**** COLLECTED MATERIAL ****
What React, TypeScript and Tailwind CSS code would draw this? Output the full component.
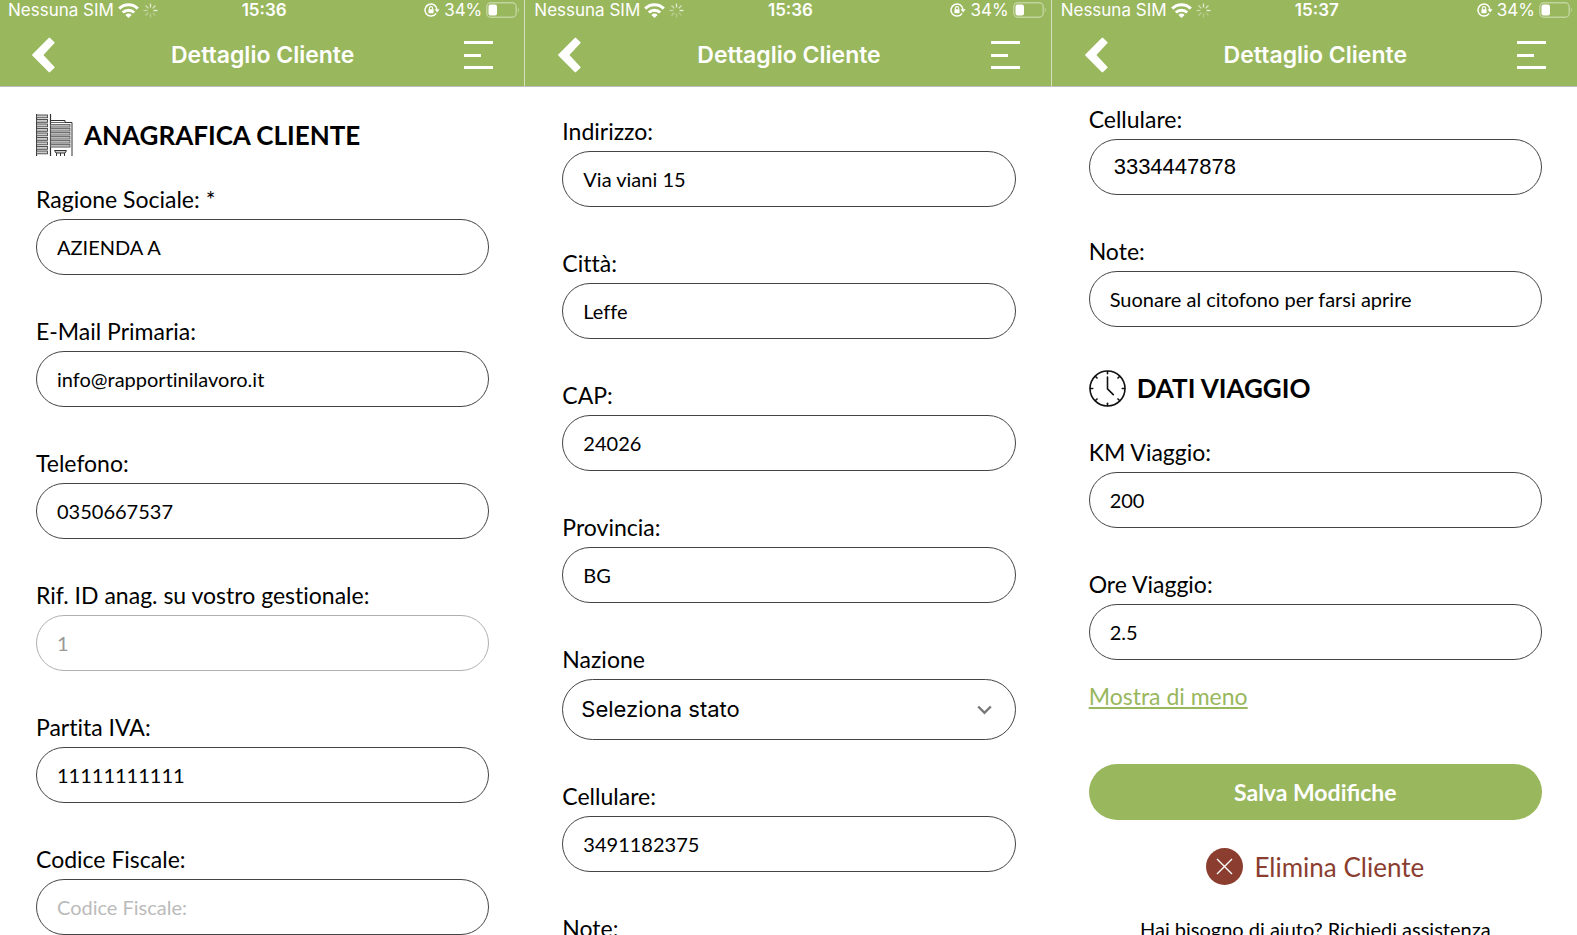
import React, { useId, useState } from 'react';

interface FieldProps {
  label: string;
  value?: string;
  placeholder?: string;
  type?: string;
  disabled?: boolean;
  inputClass?: string;
}

const SPINNER_RAYS = [0.9, 0.8, 1, 0.35, 0.4, 0.5, 0.6, 0.7];
const LEFT_FLOORS = [1, 5.5, 10, 14.5, 19, 23.5, 28, 32.5, 37];
const RIGHT_FLOORS = [10, 14, 18, 22, 26, 30];
const CLOCK_TICKS = [0, 45, 90, 135, 180, 225, 270, 315];

function WifiIcon() {
  return (
    <svg width="21" height="15" viewBox="0 0 21 15" fill="none" stroke="white" strokeWidth="3">
      <path d="M1.2 5.6a13.2 13.2 0 0 1 18.6 0" />
      <path d="M4.8 9.5a8.1 8.1 0 0 1 11.4 0" />
      <path d="M10.5 15 7.4 11.9a4.4 4.4 0 0 1 6.2 0z" fill="white" stroke="none" />
    </svg>
  );
}

function SpinnerIcon() {
  return (
    <svg width="15" height="15" viewBox="0 0 15 15" stroke="white" strokeWidth="1.3">
      {SPINNER_RAYS.map((opacity, i) => (
        <path key={i} d="M7.5 0.5v4" opacity={opacity * 0.8} transform={`rotate(${i * 45} 7.5 7.5)`} />
      ))}
    </svg>
  );
}

function RotationLockIcon() {
  return (
    <svg width="16" height="14" viewBox="0 0 16 14" fill="none" stroke="white" strokeWidth="1.5">
      <path d="M12.1 10.3A6 6 0 1 1 13 6.6" />
      <path d="M10.6 6.3h5L13.1 9.6z" fill="white" stroke="none" />
      <rect x="4.4" y="6.2" width="5.2" height="4" rx="0.6" fill="white" stroke="none" />
      <path d="M5.4 6.4V5.2a1.6 1.6 0 0 1 3.2 0v1.2" strokeWidth="1.1" />
    </svg>
  );
}

function BatteryIcon() {
  return (
    <svg width="34" height="16" viewBox="0 0 34 16" fill="none">
      <rect x="0.8" y="0.8" width="29.4" height="14.4" rx="4" stroke="white" strokeOpacity="0.4" strokeWidth="1.4" />
      <rect x="2.5" y="2.5" width="8.5" height="11" rx="2" fill="white" />
      <path d="M31.8 5.5c1.4.8 1.4 4.2 0 5z" fill="white" fillOpacity="0.4" />
    </svg>
  );
}

function BackIcon() {
  return (
    <svg width="23" height="36" viewBox="0 0 23 36" fill="white" stroke="white" strokeWidth="2" strokeLinejoin="round">
      <path d="M1.2 18 17.4 1.6 21.6 5.6 10 18 21.6 30.4 17.4 34.4z" />
    </svg>
  );
}

function MenuIcon() {
  return (
    <svg width="29" height="29" viewBox="0 0 29 29" fill="white">
      <rect width="29" height="3" />
      <rect y="13" width="17" height="3" />
      <rect y="25" width="29" height="3" />
    </svg>
  );
}

function BuildingIcon() {
  return (
    <svg width="37" height="42" viewBox="0 0 37 42" fill="none" stroke="#333" strokeWidth="1">
      <path d="M0.5 0v42M14.5 0v42" strokeWidth="1.2" />
      {LEFT_FLOORS.map((y) => (
        <rect key={y} x="0.5" y={y} width="11" height="2.8" fill="#ccc" stroke="#444" strokeWidth="0.9" />
      ))}
      <path d="M14.5 6.5h14.5v2h7v33.5" />
      <path d="M14.5 8.5h14.5" stroke="#666" />
      {RIGHT_FLOORS.map((y) => (
        <rect key={y} x="14.5" y={y + 0.5} width="19.5" height="2.6" fill="#bbb" stroke="#555" strokeWidth="0.8" />
      ))}
      <path d="M18.5 36.5h12l-1.5 2.5h-9z" fill="#ccc" />
      <path d="M20.5 39v3M24.5 39v3M28.5 39v3" />
    </svg>
  );
}

function ClockIcon() {
  return (
    <svg width="37" height="37" viewBox="0 0 37 37" fill="none" stroke="#111" strokeWidth="1.6" strokeLinecap="round">
      <circle cx="18.5" cy="18.5" r="17.5" />
      {CLOCK_TICKS.map((deg) => (
        <path key={deg} d="M18.5 1.5v2.2" transform={`rotate(${deg} 18.5 18.5)`} />
      ))}
      <path d="M18.5 7v11.8l5.8 5.8" />
    </svg>
  );
}

function Header({ time }: { time: string }) {
  return (
    <header className="bg-[#99b75d] border-b border-[#bdbdbd] text-white font-[Inter,sans-serif]">
      <div className="grid grid-cols-[1fr_auto_1fr] items-center h-5 pl-2 pr-1 text-[17px] leading-5">
        <div className="flex items-center">
          <span className="whitespace-nowrap">Nessuna SIM</span>
          <span className="ml-1 flex items-center gap-1">
            <WifiIcon />
            <SpinnerIcon />
          </span>
        </div>
        <span className="font-semibold">{time}</span>
        <div className="flex items-center justify-end">
          <RotationLockIcon />
          <span className="ml-1 mr-1">34%</span>
          <BatteryIcon />
        </div>
      </div>
      <div className="grid grid-cols-[1fr_auto_1fr] items-center h-[66px] pl-8 pr-[31px] pt-1">
        <button type="button" aria-label="Indietro" className="justify-self-start">
          <BackIcon />
        </button>
        <h1 className="text-[23px] leading-8 font-semibold">Dettaglio Cliente</h1>
        <button type="button" aria-label="Menu" className="justify-self-end">
          <MenuIcon />
        </button>
      </div>
    </header>
  );
}

function Field({ label, value = '', placeholder, type = 'text', disabled, inputClass = 'px-5 text-xl' }: FieldProps) {
  const id = useId();
  const [current, setCurrent] = useState(value);

  return (
    <div className="flex flex-col gap-1 [font-variant-ligatures:none]">
      <label htmlFor={id} className="text-[23px] leading-8 whitespace-nowrap">{label}</label>
      <input
        id={id}
        type={type}
        value={current}
        placeholder={placeholder}
        disabled={disabled}
        onChange={(e) => setCurrent(e.target.value)}
        className={`h-14 w-full rounded-full border border-[#444] bg-white [font-variant-ligatures:none] placeholder:text-[#bbb] disabled:border-[#b0b0b0] disabled:text-[#999] ${inputClass}`}
      />
    </div>
  );
}

function CountrySelect() {
  const id = useId();

  return (
    <div className="flex flex-col gap-1">
      <label htmlFor={id} className="text-[23px] leading-8">Nazione</label>
      <div className="relative">
        <select
          id={id}
          className="block h-[61px] w-full appearance-none rounded-full border border-[#444] bg-white px-[18px] text-[22px] font-[Inter,sans-serif]"
        >
          <option>Seleziona stato</option>
        </select>
        <svg
          className="absolute right-6 top-1/2 -translate-y-1/2 pointer-events-none"
          width="15" height="10" viewBox="0 0 15 10" fill="none" stroke="#777" strokeWidth="2.4"
        >
          <path d="M1.2 1.5 7.5 7.8 13.8 1.5" />
        </svg>
      </div>
    </div>
  );
}

function SectionTitle({ icon, children }: { icon: React.ReactNode; children: React.ReactNode }) {
  return (
    <div className="flex items-center gap-[11px] h-[42px] -mb-[13px]">
      {icon}
      <h2 className="text-[26px] leading-8 font-bold whitespace-nowrap">{children}</h2>
    </div>
  );
}

function Divider() {
  return <div className="w-0.5 h-[87px] bg-[#99b75d] border-l border-l-[#d5e0bf] border-b border-b-[#bdbdbd]" />;
}

function Screen({ time, className = '', children }: { time: string; className?: string; children: React.ReactNode }) {
  return (
    <section className="flex-1 min-w-0 flex flex-col">
      <Header time={time} />
      <div className={`flex flex-col gap-10 pl-9 pr-[35px] ${className}`}>{children}</div>
    </section>
  );
}

export default function App() {
  return (
    <main className="flex h-screen overflow-hidden bg-white text-black font-[Lato,sans-serif]">
      <Screen time="15:36" className="pt-[27px]">
        <SectionTitle icon={<BuildingIcon />}>ANAGRAFICA CLIENTE</SectionTitle>
        <Field label="Ragione Sociale: *" value="AZIENDA A" />
        <Field label="E-Mail Primaria:" type="email" value="info@rapportinilavoro.it" />
        <Field label="Telefono:" type="tel" value="0350667537" />
        <Field label="Rif. ID anag. su vostro gestionale:" value="1" disabled />
        <Field label="Partita IVA:" value="11111111111" />
        <Field label="Codice Fiscale:" placeholder="Codice Fiscale:" />
      </Screen>

      <Divider />

      <Screen time="15:36" className="pt-7">
        <Field label="Indirizzo:" value="Via viani 15" />
        <Field label="Città:" value="Leffe" />
        <Field label="CAP:" value="24026" />
        <Field label="Provincia:" value="BG" />
        <CountrySelect />
        <Field label="Cellulare:" type="tel" value="3491182375" />
        <Field label="Note:" />
      </Screen>

      <Divider />

      <Screen time="15:37" className="pt-4">
        <Field
          label="Cellulare:"
          type="tel"
          value="3334447878"
          inputClass="px-6 text-[22px] font-['Liberation_Sans',sans-serif]"
        />
        <Field label="Note:" value="Suonare al citofono per farsi aprire" />
        <SectionTitle icon={<ClockIcon />}>DATI VIAGGIO</SectionTitle>
        <Field label="KM Viaggio:" value="200" />
        <Field label="Ore Viaggio:" value="2.5" />

        <div className="flex flex-col items-center -mt-5">
          <a href="#" className="self-start text-[23px] leading-8 text-[#99b75d] underline">Mostra di meno</a>
          <button type="button" className="mt-[52px] h-14 w-full rounded-full bg-[#99b75d] text-[23px] font-bold text-white">
            Salva Modifiche
          </button>
          <button type="button" className="mt-7 flex items-center gap-[11px] text-[26px] leading-9 text-[#8b3e2f]">
            <svg width="37" height="37" viewBox="0 0 37 37" fill="none">
              <circle cx="18.5" cy="18.5" r="18.5" fill="#8b3e2f" />
              <path d="M11 11 26 26M26 11 11 26" stroke="white" strokeWidth="1.4" />
            </svg>
            Elimina Cliente
          </button>
          <p className="mt-7 text-xl leading-8 whitespace-nowrap">Hai bisogno di aiuto? Richiedi assistenza</p>
        </div>
      </Screen>
    </main>
  );
}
****
# INSTRUCTIONS TO FOLLOW
Skip the pictures and restate exactly the lines from the beginning of the listing to the line with "const CLOCK_TICKS = [0, 45, 90, 135, 180, 225, 270, 315];", that line included.

# EXERCISE SOLUTION
What React, TypeScript and Tailwind CSS code would draw this? Output the full component.
import React, { useId, useState } from 'react';

interface FieldProps {
  label: string;
  value?: string;
  placeholder?: string;
  type?: string;
  disabled?: boolean;
  inputClass?: string;
}

const SPINNER_RAYS = [0.9, 0.8, 1, 0.35, 0.4, 0.5, 0.6, 0.7];
const LEFT_FLOORS = [1, 5.5, 10, 14.5, 19, 23.5, 28, 32.5, 37];
const RIGHT_FLOORS = [10, 14, 18, 22, 26, 30];
const CLOCK_TICKS = [0, 45, 90, 135, 180, 225, 270, 315];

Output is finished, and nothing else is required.